Source data
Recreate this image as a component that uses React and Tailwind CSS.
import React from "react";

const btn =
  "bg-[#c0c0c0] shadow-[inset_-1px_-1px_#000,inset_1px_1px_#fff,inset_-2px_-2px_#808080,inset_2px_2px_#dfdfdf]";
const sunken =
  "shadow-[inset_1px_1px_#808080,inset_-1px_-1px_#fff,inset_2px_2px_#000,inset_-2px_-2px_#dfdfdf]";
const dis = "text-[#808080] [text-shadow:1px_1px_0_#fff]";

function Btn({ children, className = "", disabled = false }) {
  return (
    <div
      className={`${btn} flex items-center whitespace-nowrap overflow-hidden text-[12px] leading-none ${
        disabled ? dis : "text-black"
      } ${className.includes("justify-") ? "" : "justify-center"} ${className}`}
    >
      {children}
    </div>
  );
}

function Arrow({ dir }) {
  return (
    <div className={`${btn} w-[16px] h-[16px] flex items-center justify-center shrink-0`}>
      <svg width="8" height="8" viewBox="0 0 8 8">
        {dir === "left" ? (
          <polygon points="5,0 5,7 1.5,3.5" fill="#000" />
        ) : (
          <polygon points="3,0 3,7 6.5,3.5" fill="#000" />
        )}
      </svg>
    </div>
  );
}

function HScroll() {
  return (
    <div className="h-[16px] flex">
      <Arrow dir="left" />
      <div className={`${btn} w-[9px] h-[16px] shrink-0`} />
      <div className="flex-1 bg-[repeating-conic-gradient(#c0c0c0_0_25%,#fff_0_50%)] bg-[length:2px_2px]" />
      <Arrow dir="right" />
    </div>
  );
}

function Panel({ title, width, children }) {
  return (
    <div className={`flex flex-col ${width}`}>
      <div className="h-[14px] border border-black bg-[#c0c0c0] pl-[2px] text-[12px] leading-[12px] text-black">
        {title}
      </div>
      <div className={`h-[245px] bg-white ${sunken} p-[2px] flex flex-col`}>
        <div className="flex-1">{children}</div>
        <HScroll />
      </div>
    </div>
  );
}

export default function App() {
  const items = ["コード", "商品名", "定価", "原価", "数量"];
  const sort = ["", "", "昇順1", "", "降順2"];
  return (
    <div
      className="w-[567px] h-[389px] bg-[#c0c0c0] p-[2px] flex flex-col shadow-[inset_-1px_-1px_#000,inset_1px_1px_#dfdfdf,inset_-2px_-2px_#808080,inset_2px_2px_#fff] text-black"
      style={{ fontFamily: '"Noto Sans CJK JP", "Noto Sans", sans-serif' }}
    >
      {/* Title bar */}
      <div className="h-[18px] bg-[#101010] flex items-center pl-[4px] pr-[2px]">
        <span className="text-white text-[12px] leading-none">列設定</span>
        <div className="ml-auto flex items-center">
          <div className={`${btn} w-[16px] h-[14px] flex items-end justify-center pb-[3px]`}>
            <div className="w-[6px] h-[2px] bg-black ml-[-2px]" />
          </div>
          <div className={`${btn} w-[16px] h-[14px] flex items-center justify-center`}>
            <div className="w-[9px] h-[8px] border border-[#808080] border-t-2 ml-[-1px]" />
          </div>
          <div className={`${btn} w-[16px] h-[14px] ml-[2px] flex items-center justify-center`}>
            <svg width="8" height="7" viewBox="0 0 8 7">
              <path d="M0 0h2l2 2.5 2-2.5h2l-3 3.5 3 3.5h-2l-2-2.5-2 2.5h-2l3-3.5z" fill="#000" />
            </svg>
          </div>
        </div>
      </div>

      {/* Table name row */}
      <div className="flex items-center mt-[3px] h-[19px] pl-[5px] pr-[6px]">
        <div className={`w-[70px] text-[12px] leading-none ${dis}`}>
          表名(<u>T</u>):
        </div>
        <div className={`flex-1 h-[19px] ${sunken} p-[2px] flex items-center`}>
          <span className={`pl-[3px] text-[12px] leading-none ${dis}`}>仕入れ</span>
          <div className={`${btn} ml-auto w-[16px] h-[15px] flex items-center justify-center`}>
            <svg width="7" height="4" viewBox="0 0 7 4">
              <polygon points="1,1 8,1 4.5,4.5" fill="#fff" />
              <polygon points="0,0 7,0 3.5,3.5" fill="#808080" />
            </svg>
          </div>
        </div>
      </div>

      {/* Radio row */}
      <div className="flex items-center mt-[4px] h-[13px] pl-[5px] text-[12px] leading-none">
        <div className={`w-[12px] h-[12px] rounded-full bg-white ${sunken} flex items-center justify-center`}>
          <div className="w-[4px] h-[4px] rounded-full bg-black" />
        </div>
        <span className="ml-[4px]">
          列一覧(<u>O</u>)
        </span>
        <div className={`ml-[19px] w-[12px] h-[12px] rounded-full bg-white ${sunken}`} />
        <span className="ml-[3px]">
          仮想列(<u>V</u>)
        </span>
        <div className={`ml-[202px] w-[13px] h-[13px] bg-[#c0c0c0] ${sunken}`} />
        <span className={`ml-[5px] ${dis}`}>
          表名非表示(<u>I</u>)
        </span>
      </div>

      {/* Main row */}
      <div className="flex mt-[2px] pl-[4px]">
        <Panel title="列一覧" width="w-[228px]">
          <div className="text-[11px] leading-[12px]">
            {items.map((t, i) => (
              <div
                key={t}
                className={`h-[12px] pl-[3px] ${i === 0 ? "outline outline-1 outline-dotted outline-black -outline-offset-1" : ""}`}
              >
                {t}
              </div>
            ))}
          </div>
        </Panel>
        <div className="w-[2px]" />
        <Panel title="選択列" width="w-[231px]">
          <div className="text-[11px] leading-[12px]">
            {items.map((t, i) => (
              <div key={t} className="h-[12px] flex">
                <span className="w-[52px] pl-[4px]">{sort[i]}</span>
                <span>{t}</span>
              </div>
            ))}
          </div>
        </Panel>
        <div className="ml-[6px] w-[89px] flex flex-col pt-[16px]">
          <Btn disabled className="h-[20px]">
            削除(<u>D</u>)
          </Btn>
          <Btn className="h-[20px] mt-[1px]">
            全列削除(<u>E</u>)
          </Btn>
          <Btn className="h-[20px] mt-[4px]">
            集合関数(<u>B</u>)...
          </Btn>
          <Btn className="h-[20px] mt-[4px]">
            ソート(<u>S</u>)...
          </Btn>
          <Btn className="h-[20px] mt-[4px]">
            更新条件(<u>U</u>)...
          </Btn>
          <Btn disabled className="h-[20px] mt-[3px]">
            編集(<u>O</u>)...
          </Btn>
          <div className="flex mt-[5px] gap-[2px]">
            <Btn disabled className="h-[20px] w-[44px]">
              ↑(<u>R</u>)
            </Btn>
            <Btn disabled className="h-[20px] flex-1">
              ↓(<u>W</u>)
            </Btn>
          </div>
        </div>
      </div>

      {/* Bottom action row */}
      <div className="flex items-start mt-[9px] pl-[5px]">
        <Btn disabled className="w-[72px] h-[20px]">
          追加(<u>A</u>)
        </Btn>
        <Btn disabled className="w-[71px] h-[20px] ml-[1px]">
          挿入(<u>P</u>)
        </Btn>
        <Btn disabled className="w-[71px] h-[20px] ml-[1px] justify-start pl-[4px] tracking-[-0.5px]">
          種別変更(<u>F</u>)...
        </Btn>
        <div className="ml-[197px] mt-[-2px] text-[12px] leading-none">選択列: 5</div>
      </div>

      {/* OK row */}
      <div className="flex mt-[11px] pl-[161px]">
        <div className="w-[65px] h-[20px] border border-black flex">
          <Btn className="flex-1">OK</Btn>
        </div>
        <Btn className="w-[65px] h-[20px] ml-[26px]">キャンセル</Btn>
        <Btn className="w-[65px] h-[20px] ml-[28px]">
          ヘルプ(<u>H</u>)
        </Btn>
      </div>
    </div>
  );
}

--

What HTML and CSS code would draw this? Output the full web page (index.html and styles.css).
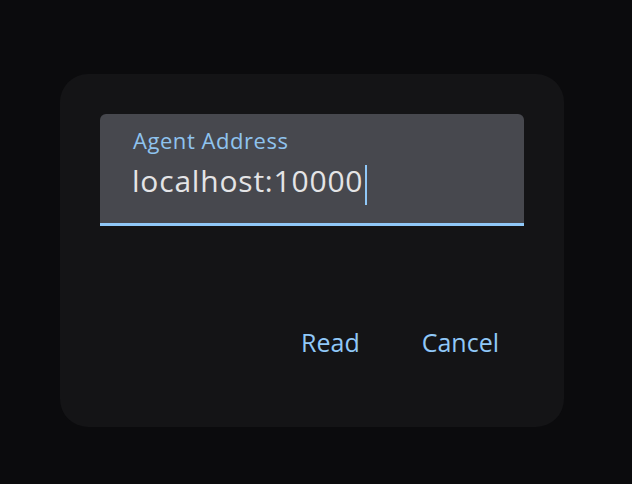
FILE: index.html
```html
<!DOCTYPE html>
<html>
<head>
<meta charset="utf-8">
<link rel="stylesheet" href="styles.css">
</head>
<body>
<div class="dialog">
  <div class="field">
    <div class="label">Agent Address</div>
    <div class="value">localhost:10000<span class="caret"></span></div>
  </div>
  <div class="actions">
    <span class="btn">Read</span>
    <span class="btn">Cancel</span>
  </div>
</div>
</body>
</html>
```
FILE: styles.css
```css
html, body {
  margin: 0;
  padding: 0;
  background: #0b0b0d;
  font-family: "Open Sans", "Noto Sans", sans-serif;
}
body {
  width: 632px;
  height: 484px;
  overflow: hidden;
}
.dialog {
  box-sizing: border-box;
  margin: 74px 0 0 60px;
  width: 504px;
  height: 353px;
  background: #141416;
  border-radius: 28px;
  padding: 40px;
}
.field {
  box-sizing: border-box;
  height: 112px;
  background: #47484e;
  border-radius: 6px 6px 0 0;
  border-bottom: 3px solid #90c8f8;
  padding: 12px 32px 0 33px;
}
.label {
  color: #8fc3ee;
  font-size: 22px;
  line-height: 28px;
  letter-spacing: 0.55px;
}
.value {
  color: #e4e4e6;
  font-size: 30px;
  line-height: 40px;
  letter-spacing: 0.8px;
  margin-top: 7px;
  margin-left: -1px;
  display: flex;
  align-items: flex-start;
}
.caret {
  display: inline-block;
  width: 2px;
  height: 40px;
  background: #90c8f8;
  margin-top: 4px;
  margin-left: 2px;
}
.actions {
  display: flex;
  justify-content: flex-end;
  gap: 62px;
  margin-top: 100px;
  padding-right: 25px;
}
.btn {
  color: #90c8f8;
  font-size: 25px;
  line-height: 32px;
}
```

#### [TO DO]
Print only the run of lines that begins with the line containing "Recreate this image" and ends with the line containing "import React from", both included, exactly as they read.

#### [RESULT OF THIS EXERCISE]
Recreate this image as a component that uses React and Tailwind CSS.
import React from "react";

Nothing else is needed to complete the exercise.